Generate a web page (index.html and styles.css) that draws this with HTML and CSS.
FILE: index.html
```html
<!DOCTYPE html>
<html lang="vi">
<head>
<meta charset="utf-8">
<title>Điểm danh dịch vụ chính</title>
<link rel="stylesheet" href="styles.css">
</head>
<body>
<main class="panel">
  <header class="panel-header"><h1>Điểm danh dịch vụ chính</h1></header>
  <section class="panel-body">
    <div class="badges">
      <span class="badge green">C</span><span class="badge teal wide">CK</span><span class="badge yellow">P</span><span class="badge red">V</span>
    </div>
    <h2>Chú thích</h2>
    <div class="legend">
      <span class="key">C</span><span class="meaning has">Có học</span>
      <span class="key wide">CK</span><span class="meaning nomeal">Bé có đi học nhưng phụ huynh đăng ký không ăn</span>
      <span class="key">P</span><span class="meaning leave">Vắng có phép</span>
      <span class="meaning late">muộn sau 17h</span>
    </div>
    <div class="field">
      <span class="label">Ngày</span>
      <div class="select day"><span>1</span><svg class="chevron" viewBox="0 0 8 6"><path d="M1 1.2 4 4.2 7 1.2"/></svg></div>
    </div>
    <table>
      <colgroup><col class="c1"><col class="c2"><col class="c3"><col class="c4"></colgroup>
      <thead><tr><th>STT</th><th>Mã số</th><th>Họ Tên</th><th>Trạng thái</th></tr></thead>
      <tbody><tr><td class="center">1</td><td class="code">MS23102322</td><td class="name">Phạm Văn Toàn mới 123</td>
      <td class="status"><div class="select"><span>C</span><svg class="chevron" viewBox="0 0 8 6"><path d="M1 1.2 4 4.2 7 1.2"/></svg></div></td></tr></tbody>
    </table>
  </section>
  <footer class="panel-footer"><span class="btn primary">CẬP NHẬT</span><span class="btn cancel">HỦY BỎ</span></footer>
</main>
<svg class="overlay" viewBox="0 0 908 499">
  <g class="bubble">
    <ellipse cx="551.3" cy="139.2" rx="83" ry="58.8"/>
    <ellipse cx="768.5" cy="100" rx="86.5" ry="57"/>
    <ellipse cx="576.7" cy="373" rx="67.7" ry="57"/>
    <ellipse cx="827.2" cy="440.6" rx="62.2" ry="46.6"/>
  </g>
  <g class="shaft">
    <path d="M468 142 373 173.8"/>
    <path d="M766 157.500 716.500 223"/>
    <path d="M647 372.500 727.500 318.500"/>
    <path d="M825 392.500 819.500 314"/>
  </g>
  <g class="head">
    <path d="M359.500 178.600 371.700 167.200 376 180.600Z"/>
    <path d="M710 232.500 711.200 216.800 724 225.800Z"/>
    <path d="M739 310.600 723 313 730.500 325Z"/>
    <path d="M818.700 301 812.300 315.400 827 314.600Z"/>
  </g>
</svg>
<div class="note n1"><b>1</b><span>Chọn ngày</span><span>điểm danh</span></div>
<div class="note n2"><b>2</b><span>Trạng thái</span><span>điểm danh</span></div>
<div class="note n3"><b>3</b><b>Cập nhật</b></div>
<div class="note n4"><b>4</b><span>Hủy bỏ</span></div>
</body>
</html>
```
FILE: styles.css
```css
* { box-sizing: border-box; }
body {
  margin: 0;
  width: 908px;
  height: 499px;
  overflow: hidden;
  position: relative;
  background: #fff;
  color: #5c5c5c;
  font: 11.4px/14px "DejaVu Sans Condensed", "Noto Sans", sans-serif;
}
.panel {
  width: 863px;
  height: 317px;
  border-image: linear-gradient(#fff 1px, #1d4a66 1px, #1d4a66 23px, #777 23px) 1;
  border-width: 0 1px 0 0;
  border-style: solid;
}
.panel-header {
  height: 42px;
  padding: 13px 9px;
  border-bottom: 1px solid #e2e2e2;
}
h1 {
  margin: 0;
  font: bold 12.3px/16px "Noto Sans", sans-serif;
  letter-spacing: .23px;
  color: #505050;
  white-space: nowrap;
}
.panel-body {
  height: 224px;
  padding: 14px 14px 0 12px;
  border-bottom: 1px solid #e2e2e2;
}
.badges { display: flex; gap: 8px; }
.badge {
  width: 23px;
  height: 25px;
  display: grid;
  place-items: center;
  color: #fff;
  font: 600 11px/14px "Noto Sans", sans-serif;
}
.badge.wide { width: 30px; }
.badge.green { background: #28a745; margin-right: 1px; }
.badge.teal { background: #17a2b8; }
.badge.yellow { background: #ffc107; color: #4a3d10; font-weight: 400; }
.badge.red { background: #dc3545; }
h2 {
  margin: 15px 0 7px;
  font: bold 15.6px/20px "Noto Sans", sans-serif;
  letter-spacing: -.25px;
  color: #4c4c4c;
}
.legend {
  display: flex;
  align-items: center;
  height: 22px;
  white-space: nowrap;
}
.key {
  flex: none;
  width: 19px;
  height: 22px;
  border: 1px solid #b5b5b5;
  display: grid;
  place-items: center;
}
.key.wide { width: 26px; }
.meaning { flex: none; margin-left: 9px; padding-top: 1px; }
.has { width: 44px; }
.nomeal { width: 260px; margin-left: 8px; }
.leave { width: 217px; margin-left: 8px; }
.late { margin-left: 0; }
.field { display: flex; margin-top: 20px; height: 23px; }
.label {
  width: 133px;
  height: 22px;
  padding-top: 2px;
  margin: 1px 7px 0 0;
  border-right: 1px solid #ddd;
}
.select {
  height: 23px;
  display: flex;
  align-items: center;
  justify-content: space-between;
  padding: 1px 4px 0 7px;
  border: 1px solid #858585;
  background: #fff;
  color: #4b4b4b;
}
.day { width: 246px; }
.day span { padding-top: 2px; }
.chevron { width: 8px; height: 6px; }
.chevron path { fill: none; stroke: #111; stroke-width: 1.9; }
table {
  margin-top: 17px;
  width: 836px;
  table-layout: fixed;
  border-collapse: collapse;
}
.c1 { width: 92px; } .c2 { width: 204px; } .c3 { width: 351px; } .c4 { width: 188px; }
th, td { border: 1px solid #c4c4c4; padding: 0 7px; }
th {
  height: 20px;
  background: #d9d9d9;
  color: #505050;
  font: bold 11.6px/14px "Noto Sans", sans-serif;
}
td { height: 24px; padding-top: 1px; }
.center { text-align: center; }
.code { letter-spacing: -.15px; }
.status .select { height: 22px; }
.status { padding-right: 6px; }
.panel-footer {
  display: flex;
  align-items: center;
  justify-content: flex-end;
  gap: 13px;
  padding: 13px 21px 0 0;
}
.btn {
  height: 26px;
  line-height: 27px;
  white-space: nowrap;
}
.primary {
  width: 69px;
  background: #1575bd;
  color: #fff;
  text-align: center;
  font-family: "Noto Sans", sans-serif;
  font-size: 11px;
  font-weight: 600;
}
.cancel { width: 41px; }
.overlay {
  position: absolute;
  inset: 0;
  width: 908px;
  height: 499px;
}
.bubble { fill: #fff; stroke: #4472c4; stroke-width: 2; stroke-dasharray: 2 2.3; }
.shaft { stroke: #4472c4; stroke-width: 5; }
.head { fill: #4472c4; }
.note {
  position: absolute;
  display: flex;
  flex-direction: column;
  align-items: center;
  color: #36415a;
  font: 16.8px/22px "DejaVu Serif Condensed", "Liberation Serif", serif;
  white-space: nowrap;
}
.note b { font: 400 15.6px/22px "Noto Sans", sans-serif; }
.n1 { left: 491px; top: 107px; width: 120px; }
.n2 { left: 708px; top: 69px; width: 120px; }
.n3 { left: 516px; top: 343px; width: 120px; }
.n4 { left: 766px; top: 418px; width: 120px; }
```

_____

Which lines hold the word "index"? Copy all of them.

- Exercise result -
Generate a web page (index.html and styles.css) that draws this with HTML and CSS.
FILE: index.html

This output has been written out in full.